Scan the entries below and extract each line with the word "styles" in it.

━━━ Records to use

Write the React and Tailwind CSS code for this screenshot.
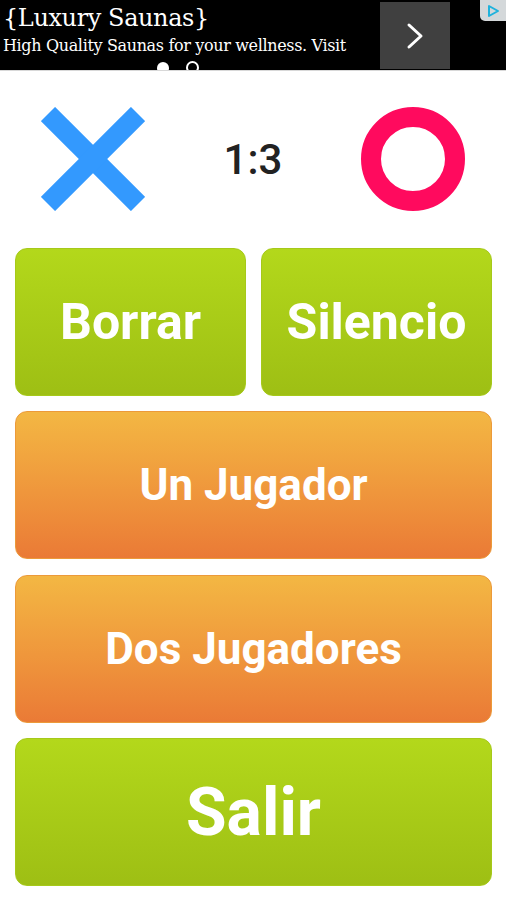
import React from "react";

function GreenBtn({ children, className = "", textClass = "" }) {
  return (
    <div
      className={`flex h-[148px] items-center justify-center rounded-[12px] border border-[#a6c91a] bg-gradient-to-b from-[#b3d81b] to-[#9ebf14] ${className}`}
    >
      <span className={`font-bold text-white ${textClass}`} style={{ fontFamily: "Roboto, 'Noto Sans', sans-serif" }}>
        {children}
      </span>
    </div>
  );
}

function OrangeBtn({ children, className = "" }) {
  return (
    <div className={`flex h-[148px] items-center justify-center rounded-[12px] border border-[#ec9a3a] bg-gradient-to-b from-[#f3b743] to-[#ea7a36] ${className}`}>
      <span className="text-[44px] font-bold text-white" style={{ fontFamily: "Roboto, 'Noto Sans', sans-serif" }}>
        {children}
      </span>
    </div>
  );
}

export default function App() {
  return (
    <div className="relative h-[900px] w-[506px] overflow-hidden bg-white">
      {/* Ad bar */}
      <div className="relative flex h-[70px] w-full items-stretch overflow-hidden bg-black">
        <div className="flex flex-col pl-[3px] pt-[1px]" style={{ fontFamily: "'DejaVu Serif', serif" }}>
          <div className="text-[24px] leading-[34px] text-white tracking-[-0.4px]">{"{Luxury Saunas}"}</div>
          <div className="text-[16px] leading-[21px] text-white tracking-[-0.35px]">High Quality Saunas for your wellness. Visit</div>
        </div>
        <div className="absolute left-[380px] top-[2px] flex h-[67px] w-[70px] items-center justify-center bg-[#404040]">
          <svg width="20" height="30" viewBox="0 0 20 30">
            <path d="M4 4 L16 15 L4 26" fill="none" stroke="white" strokeWidth="3" strokeLinecap="round" strokeLinejoin="round" />
          </svg>
        </div>
        <div className="absolute right-0 top-0 flex h-[21px] w-[26px] items-center justify-center rounded-bl-[5px] bg-[#d4d8da]">
          <svg width="14" height="14" viewBox="0 0 14 14">
            <path d="M3 2 L3 12 L12 7 Z" fill="none" stroke="#1fb2dc" strokeWidth="2" strokeLinejoin="round" />
          </svg>
        </div>
        <div className="absolute left-[157px] top-[62px] h-[12px] w-[12px] rounded-full bg-white" />
        <div className="absolute left-[186px] top-[61px] h-[13px] w-[13px] rounded-full border-[2px] border-white" />
      </div>
      <div className="h-[1px] w-full bg-[#d8d8d8]" />

      {/* Score row */}
      <div className="mt-[36px] flex h-[104px] items-center justify-between px-[41px]">
        <svg width="104" height="104" viewBox="0 0 104 104">
          <line x1="7" y1="7" x2="97" y2="97" stroke="#3399fe" strokeWidth="20" />
          <line x1="97" y1="7" x2="7" y2="97" stroke="#3399fe" strokeWidth="20" />
        </svg>
        <span
          className="text-[42px] font-medium text-[#222222]"
          style={{ fontFamily: "Roboto, 'Noto Sans', sans-serif" }}
        >
          1:3
        </span>
        <svg width="104" height="104" viewBox="0 0 104 104">
          <circle cx="52" cy="52" r="42" fill="none" stroke="#ff0a5e" strokeWidth="20" />
        </svg>
      </div>

      {/* Buttons */}
      <div className="mt-[37px] flex flex-col pl-[15px] pr-[14px]">
        <div className="grid grid-cols-2 gap-[15px]">
          <GreenBtn textClass="text-[50px]">Borrar</GreenBtn>
          <GreenBtn textClass="text-[50px]">Silencio</GreenBtn>
        </div>
        <OrangeBtn className="mt-[15px]">Un Jugador</OrangeBtn>
        <OrangeBtn className="mt-[16px]">Dos Jugadores</OrangeBtn>
        <GreenBtn className="mt-[15px]" textClass="text-[66px]">Salir</GreenBtn>
      </div>
    </div>
  );
}
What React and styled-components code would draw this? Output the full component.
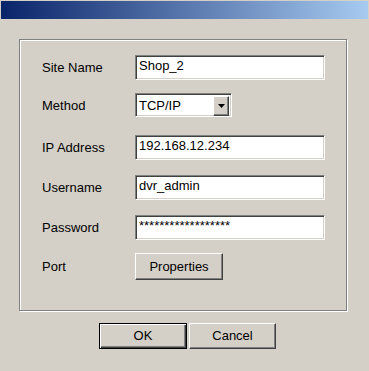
import React from 'react';
import styled, { createGlobalStyle } from 'styled-components';

const Global = createGlobalStyle`
  html, body {
    margin: 0;
    padding: 0;
    background: #d4d0c8;
  }
  body {
    font-family: "Liberation Sans", Arial, sans-serif;
    font-size: 13px;
    color: #000;
  }
`;

const Window = styled.div`
  width: 369px;
  height: 371px;
  box-sizing: border-box;
  padding: 1px 1px 0;
  background: #d4d0c8;
  display: flex;
  flex-direction: column;
`;

const TitleBar = styled.div`
  height: 18px;
  background: linear-gradient(to right, #0a246a, #a6caf0);
`;

const GroupBox = styled.div`
  margin: 20px 0 0 18px;
  width: 328px;
  height: 272px;
  box-sizing: border-box;
  border: 1px solid #808080;
  box-shadow: inset 1px 1px 0 #fff, 1px 1px 0 #fff;
  padding: 15px 0 0 22px;
  display: flex;
  flex-direction: column;
`;

const Row = styled.div`
  display: flex;
  align-items: center;
  margin-top: ${p => p.$gap}px;
`;

const Label = styled.span`
  width: 93px;
  flex: none;
  line-height: 15px;
`;

const sunken = `
  box-sizing: border-box;
  border: 1px solid;
  border-color: #808080 #fff #fff #808080;
  box-shadow: inset 1px 1px 0 #404040, inset -1px -1px 0 #d4d0c8;
  background: #fff;
`;

const TextField = styled.input`
  ${sunken}
  width: 190px;
  height: 25px;
  margin: 0;
  padding: 2px 2px 6px 3px;
  font: 13px/15px "Liberation Sans", Arial, sans-serif;
  color: #000;
  outline: none;
`;

const SelectBox = styled.div`
  ${sunken}
  width: 97px;
  height: 24px;
  padding: 2px;
  display: flex;
`;

const SelectText = styled.span`
  flex: 1;
  padding: 2px 0 0 1px;
  line-height: 15px;
`;

const raised = `
  box-sizing: border-box;
  background: #d4d0c8;
  border: 1px solid;
  border-color: #fff #404040 #404040 #fff;
  box-shadow: inset -1px -1px 0 #808080;
`;

const DropButton = styled.div`
  ${raised}
  width: 16px;
  height: 20px;
  display: flex;
  align-items: center;
  justify-content: center;
`;

const Button = styled.button`
  box-sizing: border-box;
  width: ${p => p.$w}px;
  height: ${p => p.$h}px;
  margin: 0;
  padding: 0 0 1px;
  font: 13px "Liberation Sans", Arial, sans-serif;
  color: #000;
  background: #d4d0c8;
  border: 1px solid;
  border-color: ${p => (p.$default ? '#000' : '#fff #404040 #404040 #fff')};
  box-shadow: ${p =>
    p.$default
      ? 'inset 1px 1px 0 #fff, inset -1px -1px 0 #404040, inset -2px -2px 0 #808080'
      : 'inset -1px -1px 0 #808080'};
`;

const Actions = styled.div`
  display: flex;
  justify-content: center;
  gap: 2px;
  margin-top: 12px;
  padding-left: 6px;
`;

const rows = [
  { label: 'Site Name', gap: 0, value: 'Shop_2' },
  { label: 'Method', gap: 13, select: 'TCP/IP' },
  { label: 'IP Address', gap: 18, value: '192.168.12.234' },
  { label: 'Username', gap: 15, value: 'dvr_admin' },
  { label: 'Password', gap: 15, value: '******************' },
  { label: 'Port', gap: 13, button: 'Properties' },
];

export default function App() {
  return (
    <Window>
      <Global />
      <TitleBar />
      <GroupBox>
        {rows.map(r => (
          <Row key={r.label} $gap={r.gap}>
            <Label>{r.label}</Label>
            {r.select ? (
              <SelectBox>
                <SelectText>{r.select}</SelectText>
                <DropButton>
                  <svg width="7" height="4" viewBox="0 0 7 4">
                    <path d="M0 0h7L3.5 4z" fill="#000" />
                  </svg>
                </DropButton>
              </SelectBox>
            ) : r.button ? (
              <Button $w={88} $h={27}>{r.button}</Button>
            ) : (
              <TextField defaultValue={r.value} readOnly />
            )}
          </Row>
        ))}
      </GroupBox>
      <Actions>
        <Button $w={88} $h={26} $default>OK</Button>
        <Button $w={87} $h={26}>Cancel</Button>
      </Actions>
    </Window>
  );
}
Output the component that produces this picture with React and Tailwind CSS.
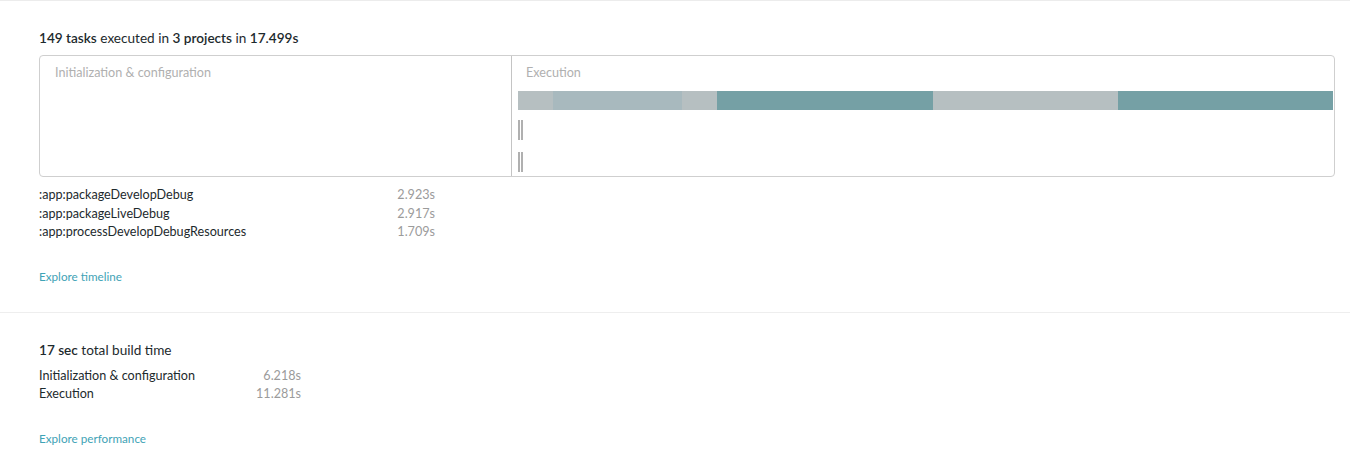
const tasks = [
  [":app:packageDevelopDebug", "2.923s"],
  [":app:packageLiveDebug", "2.917s"],
  [":app:processDevelopDebugResources", "1.709s"],
];

const segments = [
  { w: 35, c: "bg-[#b6bfc1]" },
  { w: 129, c: "bg-[#a8b9be]" },
  { w: 35, c: "bg-[#b6bfc1]" },
  { w: 216, c: "bg-[#75a0a5]" },
  { w: 185, c: "bg-[#b6bfc1]" },
  { w: 215, c: "bg-[#75a0a5]" },
];

function Ticks() {
  return (
    <div className="flex gap-px h-5">
      <div className="w-[2px] bg-[#b0b0b0]" />
      <div className="w-[2px] bg-[#b0b0b0]" />
    </div>
  );
}

export default function App() {
  return (
    <div className="w-[1350px] h-[454px] bg-white text-[#1d2a2d] font-['Lato','Open_Sans',sans-serif] border-t border-[#ececec] overflow-hidden">
      <section className="pl-[39px] pr-[15px] pt-[29px] pb-[29px] border-b border-[#eeeeee]">
        <h2 className="text-[13.6px] leading-[16px]">
          <span className="font-semibold">149 tasks</span> executed in <span className="font-semibold">3 projects</span> in{" "}
          <span className="font-semibold">17.499s</span>
        </h2>

        <div className="mt-[9px] h-[122px] border border-[#cfcfcf] rounded-[4px] flex">
          <div className="w-[472px] border-r border-[#c4c4c4] px-[15px] pt-[10px]">
            <p className="text-[12.6px] leading-[14px] text-[#b0b0b0]">Initialization &amp; configuration</p>
          </div>
          <div className="flex-1 pl-[6px] pt-[10px]">
            <p className="text-[12.6px] leading-[14px] text-[#b0b0b0] pl-[8px]">Execution</p>
            <div className="mt-[11px] flex h-[19px]">
              {segments.map((s, i) => (
                <div key={i} className={s.c} style={{ width: s.w }} />
              ))}
            </div>
            <div className="mt-[10px]">
              <Ticks />
            </div>
            <div className="mt-[12px]">
              <Ticks />
            </div>
          </div>
        </div>

        <div className="mt-[9px] w-[396px] text-[12.6px] leading-[18.5px]">
          {tasks.map(([name, t]) => (
            <div key={name} className="flex justify-between">
              <span>{name}</span>
              <span className="text-[#9b9b9b]">{t}</span>
            </div>
          ))}
        </div>

        <a className="block mt-[27px] text-[11.7px] leading-[14px] text-[#3fa3b6]">Explore timeline</a>
      </section>

      <section className="pl-[39px] pt-[29px]">
        <h2 className="text-[13.6px] leading-[16px]">
          <span className="font-semibold">17 sec</span> total build time
        </h2>
        <div className="mt-[9px] w-[262px] text-[12.6px] leading-[18.5px]">
          <div className="flex justify-between">
            <span>Initialization &amp; configuration</span>
            <span className="text-[#9b9b9b]">6.218s</span>
          </div>
          <div className="flex justify-between">
            <span>Execution</span>
            <span className="text-[#9b9b9b]">11.281s</span>
          </div>
        </div>
        <a className="block mt-[27px] text-[11.7px] leading-[14px] text-[#3fa3b6]">Explore performance</a>
      </section>
    </div>
  );
}
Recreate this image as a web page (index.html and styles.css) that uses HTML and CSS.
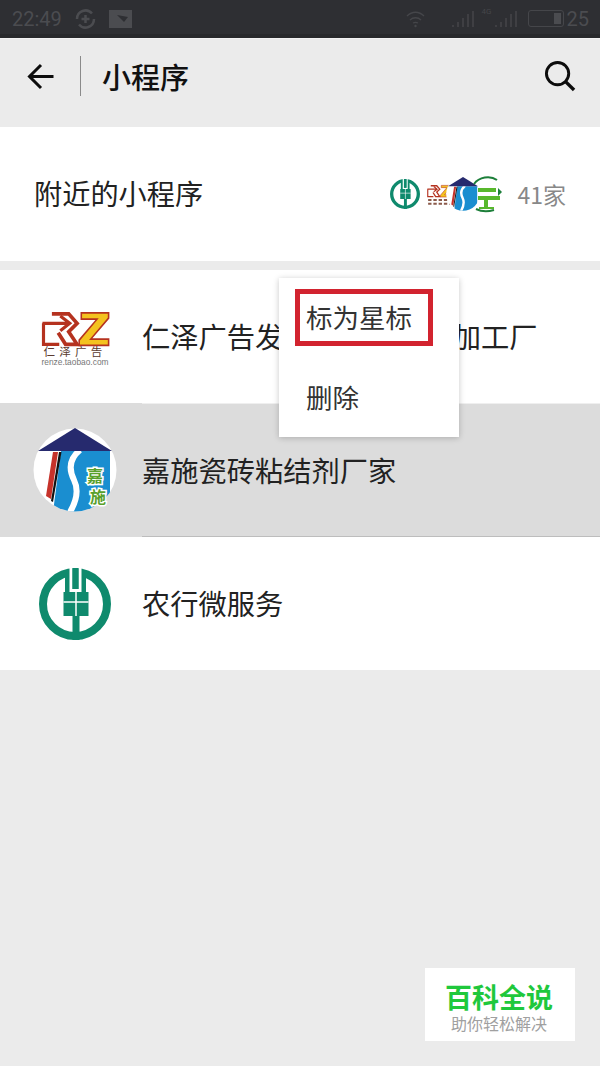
FILE: index.html
```html
<!DOCTYPE html>
<html lang="zh">
<head>
<meta charset="utf-8">
<title>小程序</title>
<link rel="stylesheet" href="styles.css">
</head>
<body>
<svg class="defs" width="0" height="0" aria-hidden="true">
  <symbol id="abc" viewBox="0.500 0 72 72">
    <circle cx="36.500" cy="36" r="32" fill="none" stroke="#0f8a6d" stroke-width="8"/>
    <rect x="26.500" y="3" width="21" height="21" fill="#0f8a6d"/>
    <path d="M31 0h3v21h6V0h3v24H31z" fill="#fff"/>
    <rect x="34" y="0" width="6" height="21" fill="#0f8a6d"/>
    <rect x="25" y="24" width="25" height="24" fill="#0f8a6d"/>
    <rect x="34" y="47" width="7" height="25" fill="#0f8a6d"/>
    <path d="M25 34h25M37.500 24v24" stroke="#fff" stroke-width="1.500" fill="none"/>
  </symbol>
  <symbol id="rz" viewBox="0 0 80 80">
    <path d="M18 18h16l8 9-8 8 8 12H31l-7-11" fill="none" stroke="#b5321f" stroke-width="3.500"/>
    <path d="M9 27h24M26 20l9 7-9 7M10 27v20h15" fill="none" stroke="#b5321f" stroke-width="3"/>
    <path d="M46 17h26v5L55 42h17v6H44v-5L61 23H46z" fill="#f4c21f" stroke="#b5321f" stroke-width="1.500"/>
  </symbol>
  <symbol id="js" viewBox="0 0 84 84">
    <circle cx="42" cy="42" r="41.500" fill="#fff"/>
    <clipPath id="jsclip"><circle cx="42" cy="42" r="41.500"/></clipPath>
    <g clip-path="url(#jsclip)">
      <path d="M28 23h49v61H20z" fill="#1a8ed0"/>
      <path d="M47 22C36 31 36 42 41 52C46 62 44 72 37 84" fill="none" stroke="#fff" stroke-width="6"/>
      <path d="M20 24h5l-7 47-5-3z" fill="#c6322a"/>
      <path d="M26 24h2.500l-8.500 50-2-1z" fill="#111"/>
    </g>
    <path d="M42 0L79 23H5z" fill="#262a6e"/>
  </symbol>
  <symbol id="leaf" viewBox="0 0 32 38">
    <path d="M4 9C9 2 20 0 27 5M6 34q8 4 18 1" fill="none" stroke="#1d7f3a" stroke-width="2"/>
    <path d="M8 13h18v4H8zM8 21h22v4H18v7h6v2H9v-2h5v-7H8z" fill="#58b82c"/>
    <path d="M28 13l4 4-4 4z" fill="#1d7f3a"/>
  </symbol>
</svg>

<div class="status">
  <span class="clock">22:49</span>
  <svg class="st-icon" width="21" height="20" viewBox="0 0 21 20"><path d="M2 10a8.500 8.500 0 0 1 15-5.500M19 10a8.500 8.500 0 0 1-15 5.500" fill="none" stroke="#4b4c50" stroke-width="2.500"/><path d="M10.500 6v8M6.500 10h8" stroke="#4b4c50" stroke-width="2.500"/></svg>
  <svg class="st-icon" width="23" height="18" viewBox="0 0 23 18"><path d="M0 0h23v18H0z" fill="#4b4c50"/><path d="M8 5l11 2-4 5z" fill="#2e2f33"/></svg>
  <span class="st-spacer"></span>
  <svg width="19" height="18" viewBox="0 0 19 18" class="wifi"><path d="M1 6c5-5 12-5 17 0M4 10c3-3 8-3 11 0M7 13c2-1 3-1 5 0" fill="none" stroke="#45464a" stroke-width="1.300"/><circle cx="9.500" cy="16" r="1.200" fill="#45464a"/></svg>
  <svg width="23" height="18" viewBox="0 0 23 18" class="sig1"><path d="M2 17v-2M7 17v-5M12 17V8M17 17V4M22 17V1" stroke="#45464a" stroke-width="1.500"/></svg>
  <span class="lte">4G</span>
  <svg width="23" height="18" viewBox="0 0 23 18" class="sig2"><path d="M2 17v-2M7 17v-5M12 17V8M17 17V4M22 17V1" stroke="#45464a" stroke-width="1.500"/></svg>
  <span class="batt"><span class="batt-fill"></span></span>
  <span class="pct">25</span>
</div>

<header class="bar">
  <svg class="back" width="27" height="27" viewBox="0 0 27 27"><path d="M26.500 13.500H3M14 2L2.500 13.500 14 25" fill="none" stroke="#0c0c0c" stroke-width="3"/></svg>
  <span class="sep"></span>
  <h1 class="title">小程序</h1>
  <svg class="search" width="32" height="32" viewBox="0 0 33 33"><circle cx="14" cy="14" r="11.500" fill="none" stroke="#0c0c0c" stroke-width="3"/><path d="M22 22l9 9" stroke="#0c0c0c" stroke-width="3.500"/></svg>
</header>

<section class="nearby">
  <span class="nearby-label">附近的小程序</span>
  <span class="stack">
    <svg class="av av-abc"><use href="#abc"/></svg>
    <svg class="av av-rz" viewBox="0 0 80 80">
      <use href="#rz" width="80" height="80"/>
      <path d="M11 56h58M11 66h58" stroke="#8a5a4a" stroke-width="5" stroke-dasharray="9 5" fill="none"/>
    </svg>
    <svg class="av av-js"><use href="#js"/></svg>
    <svg class="av av-leaf"><use href="#leaf"/></svg>
  </span>
  <span class="count">41家</span>
</section>

<ul class="list">
  <li class="row">
    <span class="logo">
      <svg class="logo-rz" viewBox="0 0 80 80">
        <use href="#rz" width="80" height="80"/>
        <text x="40" y="58" class="rz-cn" text-anchor="middle">仁泽广告</text>
        <text x="40" y="67" class="rz-en" text-anchor="middle">renze.taobao.com</text>
      </svg>
    </span>
    <span class="name">仁泽广告发光字招牌标识加工厂</span>
  </li>
  <li class="row row-active">
    <span class="logo">
      <svg class="logo-js" viewBox="0 0 84 84">
        <use href="#js" width="84" height="84"/>
        <text x="62" y="54" class="js-cn" text-anchor="middle">嘉</text>
        <text x="65" y="75" class="js-cn" text-anchor="middle">施</text>
      </svg>
    </span>
    <span class="name">嘉施瓷砖粘结剂厂家</span>
  </li>
  <li class="row">
    <span class="logo"><svg class="logo-abc"><use href="#abc"/></svg></span>
    <span class="name">农行微服务</span>
  </li>
</ul>

<div class="menu">
  <div class="menu-item menu-item-marked">标为星标</div>
  <div class="menu-item">删除</div>
</div>

<aside class="mark">
  <span class="mark-title">百科全说</span>
  <span class="mark-sub">助你轻松解决</span>
</aside>
</body>
</html>
```
FILE: styles.css
```css
* { box-sizing: border-box; }
html, body { margin: 0; padding: 0; }
body {
  position: relative;
  width: 600px;
  height: 1066px;
  overflow: hidden;
  background: #ebebeb;
  font-family: "Noto Sans CJK SC", "Noto Sans", sans-serif;
  color: #1a1a1a;
}
.defs { position: absolute; }
.rz-cn { font-size: 11px; fill: #5a3a30; letter-spacing: 4px; font-family: "Noto Sans CJK SC", sans-serif; }
.rz-en { font-size: 8px; fill: #777; font-family: "Liberation Sans", sans-serif; }
.js-cn { font-size: 16px; font-weight: 700; fill: #5aa02c; stroke: #fff; stroke-width: 3px; paint-order: stroke; font-family: "Noto Sans CJK SC", sans-serif; }

.status {
  display: flex;
  align-items: center;
  height: 39px;
  padding: 0 11px 1px 12px;
  background: #2e2f33;
  border-bottom: 1px solid #f3f3f3;
  box-shadow: inset 0 -4px 0 #28292c;
}
.clock { font: 20px Roboto, sans-serif; color: #4b4c50; margin-right: 13px; }
.st-icon { margin-right: 13px; }
.st-spacer { flex: 1; }
.wifi { margin-right: 26px; }
.sig1 { margin-right: 8px; }
.lte { width: 10px; margin-right: 2px; font: 8px Roboto, sans-serif; color: #45464a; align-self: flex-start; margin-top: 7px; }
.batt {
  display: flex;
  justify-content: flex-end;
  align-items: center;
  width: 36px;
  height: 17px;
  margin-left: 11px;
  padding: 2px;
  border: 1.500px solid #45464a;
  border-radius: 3px;
}
.batt-fill { width: 7px; height: 11px; background: #4b4c50; }
.pct { font: 20px Roboto, sans-serif; color: #4b4c50; margin-left: 3px; }

.bar {
  display: flex;
  align-items: center;
  height: 88px;
  padding: 0 24px 14px 27px;
  background: #ebebeb;
}
.back { flex: none; }
.sep { width: 1px; height: 40px; margin: 0 21px 0 26px; background: #8a8a8a; }
.title { flex: 1; margin: 0; font-size: 29px; font-weight: 500; color: #111; line-height: 1; }
.search { flex: none; }

.nearby {
  display: flex;
  align-items: center;
  height: 134px;
  padding: 0 34px 0 34px;
  background: #fff;
}
.nearby-label { flex: 1; font-size: 28.200px; line-height: 1; color: #222; padding-bottom: 2px; }
.stack { display: flex; align-items: center; margin-right: 15px; }
.av { display: block; width: 30px; height: 30px; flex: none; }
.av-rz { margin-left: 4px; width: 30px; height: 30px; }
.av-js { margin-left: -8px; width: 34px; height: 34px; }
.av-leaf { margin-left: -10px; width: 32px; height: 38px; }
.count { font-size: 23px; line-height: 1; color: #888; font-family: "Noto Sans CJK SC", Roboto, sans-serif; }

.list { list-style: none; margin: 9px 0 0; padding: 0; }
.row {
  display: flex;
  align-items: center;
  height: 133px;
  padding-left: 33px;
  background: #fff;
  position: relative;
}
.row-active { background: #dcdcdc; height: 134px; }
.row-active::before,
.row-active::after { content: ""; position: absolute; left: 142px; right: 0; height: 1px; }
.row-active::before { top: 0; background: #efefef; }
.row-active::after { bottom: 0; background: #bdbdbd; }
.logo { display: flex; justify-content: center; align-items: center; width: 84px; height: 84px; margin-right: 25px; flex: none; }
.logo-rz { width: 84px; height: 84px; }
.logo-js { width: 84px; height: 84px; }
.logo-abc { width: 72px; height: 72px; }
.name { font-size: 28.250px; line-height: 1; color: #222; white-space: nowrap; }

.menu {
  position: absolute;
  left: 279px;
  top: 278px;
  width: 180px;
  height: 159px;
  padding: 11px 0 0 16px;
  background: #fff;
  box-shadow: 0 1px 6px rgba(0, 0, 0, 0.22);
}
.menu-item { font-size: 26.500px; line-height: 1; color: #333; padding: 0 0 0 11px; }
.menu-item-marked {
  width: 138px;
  height: 57px;
  display: flex;
  align-items: center;
  padding-left: 6px;
  margin-bottom: 38px;
  border: 5px solid #d2232f;
  white-space: nowrap;
}

.mark {
  position: absolute;
  left: 425px;
  top: 968px;
  width: 150px;
  height: 73px;
  display: flex;
  flex-direction: column;
  align-items: center;
  justify-content: center;
  gap: 2px;
  padding: 4px 2px 0 0;
  background: #fff;
}
.mark-title { font-size: 27px; line-height: 30px; font-weight: 700; color: #1fc83c; }
.mark-sub { font-size: 16px; line-height: 18px; color: #a0a0a0; }
```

━━━━━━

> Solution for this problem
Recreate this image as a web page (index.html and styles.css) that uses HTML and CSS.
<link rel="stylesheet" href="styles.css">
FILE: styles.css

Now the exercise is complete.